There's a Tiger in the Garden.
Docks Academy, Grimsby
11 November 2023
Nora is bored. She is visiting her grandma and has played with "every toy in the world" and now is REALLY bored. So Grandma sets her a quest to go into the garden and discover the wonders that lie hidden there. That is the essential premise of this beautiful children's play new theatrical adaptation of Lizzy Stewart’s Waterstones Children’s Book Prize winning book for family audiences which is a new theatrical adaptation of Lizzy Stewart’s Waterstones Children’s Book Prize winning book for family audiences.
This lively, compact, musical play is a visual feast with a colour palette lifted straight from the illustrations in the book that provides the source and inspiration for the play. Running at around 45 minutes, this production managed to hold the attention of its young audience brilliantly. If the audience's attention span starts to wane, the cast jump from the stage and move through the audience inviting the children to join in with an action song or encourage humungous glittering fireflies to soar over the heads of the children present.
There is always something to engage the senses at play in this show with a wide range of stimuli to draw the children's attention before moving the narrative forward. The beautifully rendered set which repeatedly found new ways to turn inside out and amaze the audience as we travelled on a journey with Nora from a garden in a back garden, to the North Pole and through a giant jungle and back again. The whole story reinforces the fact that we are only limited by our imagination. Children should be free to see the world in wide-eyed wonder and to marvel at the beauty of nature and it's diversity. This charming play does precisely that.
Emma Higham, as writer/director has done a superb job, creating a fast-paced, slick draws you into the world of the book and shows everything from Nora's perspective. The design by Laura McEwen is bold, brash and lively, creating memorable images to enchant the young audience. The musical elements of the show are hauntingly effective and the simplicity of the songs belie the harmonic blending of voices which is far more complex than first perceived. Freya Wynn-Jones as composer and musical director delivers an exciting and complex score throughout.
This show will always stand and fall by the performance of its cast though, as they are the interface with the audience that draw together the treads of the hard work of all those behind the scenes and when they take a bow at show's end, they are acknowledging the team effort necessary to create a winning production, not simply soaking up the admiration of the audience for themselves.
In the role of Nora, Tamsin Lynes gives a winning performance that instantly allows you to believe that she is a mere child full of wonder and curiosity and someone that the children present would want to know (or be!). She succeeds in bringing the action to life with wide-eyed wonder and belief and persuades even some of the rather awkward looking parents to join in the actions that the children are also encouraged to perform.

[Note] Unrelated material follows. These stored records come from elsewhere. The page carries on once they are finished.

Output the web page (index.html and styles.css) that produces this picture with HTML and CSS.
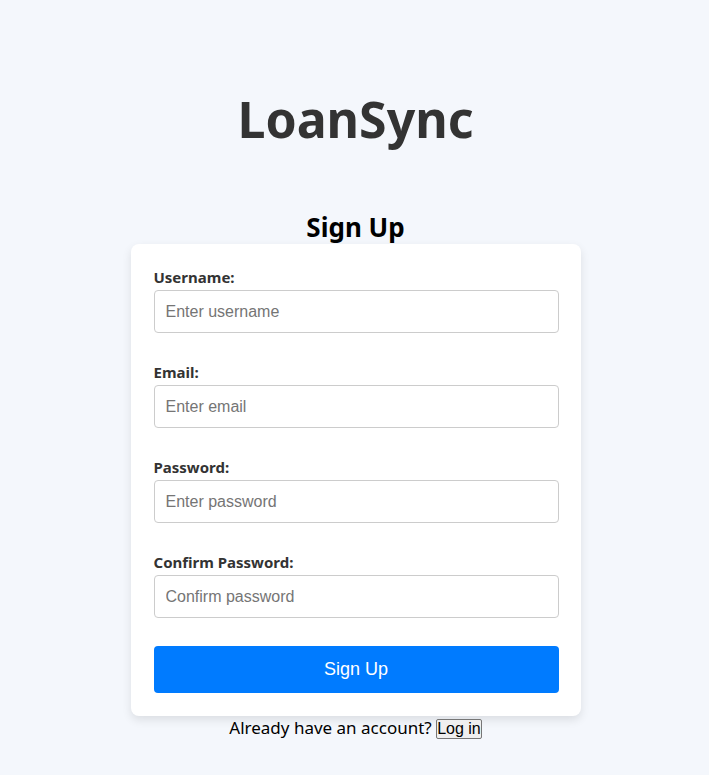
FILE: index.html
```html
<!DOCTYPE html>
<html lang="en">
<head>
<meta charset="utf-8">
<title>LoanSync - Sign Up</title>
<link rel="stylesheet" href="styles.css">
</head>
<body>
<div class="page">
  <h1 class="brand">LoanSync</h1>
  <h2 class="title">Sign Up</h2>
  <form class="card">
    <div class="field">
      <label class="label" for="u">Username:</label>
      <input class="input" id="u" type="text" placeholder="Enter username">
    </div>
    <div class="field">
      <label class="label" for="e">Email:</label>
      <input class="input" id="e" type="email" placeholder="Enter email">
    </div>
    <div class="field">
      <label class="label" for="p">Password:</label>
      <input class="input" id="p" type="password" placeholder="Enter password">
    </div>
    <div class="field">
      <label class="label" for="c">Confirm Password:</label>
      <input class="input" id="c" type="password" placeholder="Confirm password">
    </div>
    <button class="submit" type="button">Sign Up</button>
  </form>
  <p class="alt">Already have an account? <button class="link-btn" type="button">Log in</button></p>
</div>
</body>
</html>
```
FILE: styles.css
```css
html, body {
  margin: 0;
  padding: 0;
}
body {
  background: #f4f7fc;
  font-family: "Noto Sans", "Open Sans", sans-serif;
  color: #000;
}
.page {
  display: flex;
  flex-direction: column;
  align-items: center;
  padding-top: 86px;
  padding-left: 2px;
}
.brand {
  margin: 0;
  font-size: 50px;
  line-height: 66px;
  font-weight: 700;
  color: #333;
}
.title {
  margin: 59px 0 0;
  font-size: 26px;
  line-height: 32px;
  font-weight: 700;
}
.card {
  box-sizing: border-box;
  width: 450px;
  margin-top: 1px;
  padding: 22px 22px 23px 23px;
  background: #fff;
  border-radius: 8px;
  box-shadow: 0 4px 10px rgba(0, 0, 0, 0.1);
  display: flex;
  flex-direction: column;
}
.field {
  display: flex;
  flex-direction: column;
  margin-bottom: 28px;
}
.label {
  font-size: 15px;
  line-height: 22px;
  margin-bottom: 2px;
  font-weight: 700;
  color: #333;
}
.input {
  box-sizing: border-box;
  height: 43px;
  margin-top: 0;
  padding: 0 11px;
  border: 1px solid #ccc;
  border-radius: 4px;
  font-family: "Liberation Sans", Arial, sans-serif;
  font-size: 16px;
  background: #fff;
}
.input::placeholder {
  color: #757575;
}
.submit {
  height: 47px;
  margin-top: 0;
  border: none;
  border-radius: 4px;
  background: #007bff;
  color: #fff;
  font-family: "Liberation Sans", Arial, sans-serif;
  font-size: 18px;
}
.alt {
  margin: 0;
  font-size: 17px;
  line-height: 24px;
}
.link-btn {
  font-family: "Liberation Sans", Arial, sans-serif;
  font-size: 16px;
  padding: 0;
  border: 1px solid #767676;
  border-radius: 2px;
  background: #efefef;
  color: #000;
}
```
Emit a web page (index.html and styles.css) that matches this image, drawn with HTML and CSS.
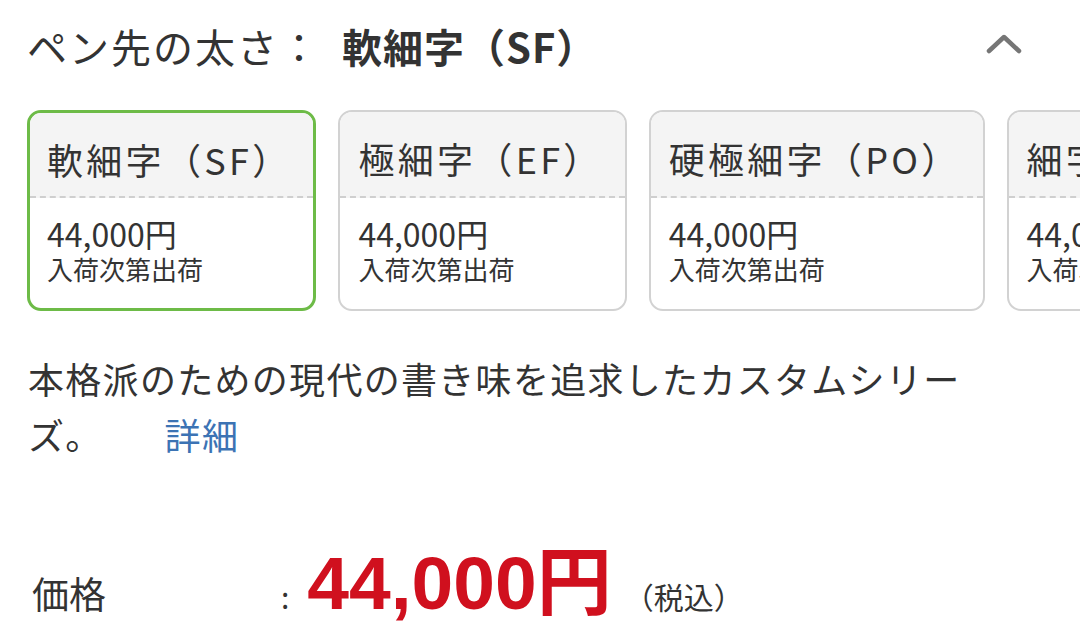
FILE: index.html
```html
<!DOCTYPE html>
<html lang="ja">
<head>
<meta charset="utf-8">
<link rel="stylesheet" href="styles.css">
</head>
<body>
<div class="page">
  <div class="head-row">
    <h2 class="sel-title"><span class="label">ペン先の太さ：</span><span class="value">軟細字（SF）</span></h2>
    <svg class="chevron" width="36" height="22" viewBox="0 0 36 22"><path d="M3 19 L18 5 L33 19" fill="none" stroke="#767676" stroke-width="4.5" stroke-linecap="round" stroke-linejoin="round"/></svg>
  </div>

  <div class="cards">
    <div class="card selected">
      <div class="card-head">軟細字（SF）</div>
      <div class="card-body"><div class="price">44,000円</div><div class="stock">入荷次第出荷</div></div>
    </div>
    <div class="card">
      <div class="card-head">極細字（EF）</div>
      <div class="card-body"><div class="price">44,000円</div><div class="stock">入荷次第出荷</div></div>
    </div>
    <div class="card">
      <div class="card-head">硬極細字（PO）</div>
      <div class="card-body"><div class="price">44,000円</div><div class="stock">入荷次第出荷</div></div>
    </div>
    <div class="card">
      <div class="card-head">細字（F）</div>
      <div class="card-body"><div class="price">44,000円</div><div class="stock">入荷次第出荷</div></div>
    </div>
  </div>

  <p class="desc">本格派のための現代の書き味を追求したカスタムシリーズ。<a class="more" href="#">詳細</a></p>

  <div class="price-row">
    <span class="price-label">価格</span>
    <span class="colon">:</span>
    <span class="big-price">44,000円</span>
    <span class="tax">（税込）</span>
  </div>
</div>
</body>
</html>
```

FILE: styles.css
```css
html, body {
  margin: 0;
  padding: 0;
  background: #fff;
}
body {
  font-family: "Noto Sans CJK JP", "Noto Sans", sans-serif;
  color: #333;
  width: 1080px;
  height: 635px;
  overflow: hidden;
}
.page {
  padding: 16px 0 0 27px;
}
.head-row {
  display: flex;
  align-items: center;
  justify-content: space-between;
  padding-right: 58px;
  height: 60px;
}
.sel-title {
  margin: 0;
  font-size: 40px;
  font-weight: normal;
  line-height: 60px;
  white-space: nowrap;
  letter-spacing: 2px;
}
.sel-title .value {
  font-weight: bold;
  letter-spacing: 1px;
  margin-left: 21px;
}
.chevron {
  display: block;
  margin-top: -6px;
}
.cards {
  display: flex;
  gap: 22px;
  margin-top: 34px;
  white-space: nowrap;
  overflow: hidden;
}
.card {
  flex-shrink: 0;
  border: 2px solid #d2d2d2;
  border-radius: 14px;
  overflow: hidden;
  width: max-content;
}
.card.selected {
  border: 3px solid #6dbb47;
}
.card-head {
  background: #f4f4f4;
  font-size: 36px;
  line-height: 44px;
  height: 86px;
  box-sizing: border-box;
  padding: 24px 22px 0 18px;
  border-bottom: 2px dashed #cfcfcf;
  letter-spacing: 3.3px;
}
.card.selected .card-head {
  height: 85px;
  padding-left: 17px;
}
.card-body {
  padding: 16px 18px 0 18px;
  height: 111px;
  box-sizing: border-box;
}
.card.selected .card-body {
  padding-left: 17px;
  height: 110px;
}
.price {
  font-size: 32px;
  line-height: 38px;
}
.stock {
  font-size: 26px;
  line-height: 34px;
}
.desc {
  margin: 39px 0 0 1px;
  width: 960px;
  font-size: 36px;
  line-height: 56px;
  letter-spacing: 1.3px;
}
.more {
  color: #3c73b4;
  text-decoration: none;
  margin-left: 62px;
}
.price-row {
  display: flex;
  align-items: baseline;
  margin-top: 84px;
  line-height: 1;
  white-space: nowrap;
}
.price-label {
  font-size: 37px;
  width: 249px;
  padding-left: 5px;
}
.colon {
  font-size: 30px;
  margin-right: 18px;
}
.big-price {
  font-family: "Liberation Sans", "Noto Sans CJK JP", sans-serif;
  font-weight: bold;
  font-size: 75px;
  color: #d0101e;
  letter-spacing: 0;
}
.tax {
  font-size: 30px;
  margin-left: 12px;
}
```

Also joining Lynes, is Clark Joseph Edwards, a performer with a winning personality and a childlike enthusiasm which is evident from the moment he enters the auditorium and begins interacting with children, sympathetic to those who may need a little more encouragement. His smile and general demeanour allow him to persuade the children to cast aside any inhibitions and to enter the action of the play and enjoy themselves. He makes an excellent grumpy polar bear in the scene when Nora and the bear meet because she has become lost in the garden.
The third member of the talented ensemble is Felicity Donnelly, a supremely talented individual performer, whose physicality and singing voice are a superb asset within this production. Donnelly conveys warmth, charm and trust in her performance and once again wins the children easily through her demeanour. Her background in puppetry is clearly evident in the confident performance as Grandma with an astonishingly beautiful puppet built by Hannah Barrie, who also served as puppetry adviser on the show. A bunraku puppet is easy to overperform and when only performed by two puppeteers can look less than lifelike, but Donnelly gives deft touches that effectively bring Grandma's inner personality to the stage.
It is worth noting that the puppetry throughout is excellent and the varied, different builds are stunning. The work of Keith Frederick in creating the tiger is beautiful, just suggestive enough to create the impression and completely non-threatening for young children,; Clark Joseph Edwards animates the tiger masterfully. Kelly Vassie's fireflies and Nick Ashe's Plants that will eat you whole are all testament to the vision of the creative team.
I hope that this venture will not be the last quality children's theatre performance to be staged at the Docks Academy, who must be complimented for having the vision to bring such a charming play to Grimsby. The size of the audience for each performance suggests that there is a real market to continue this work in the future.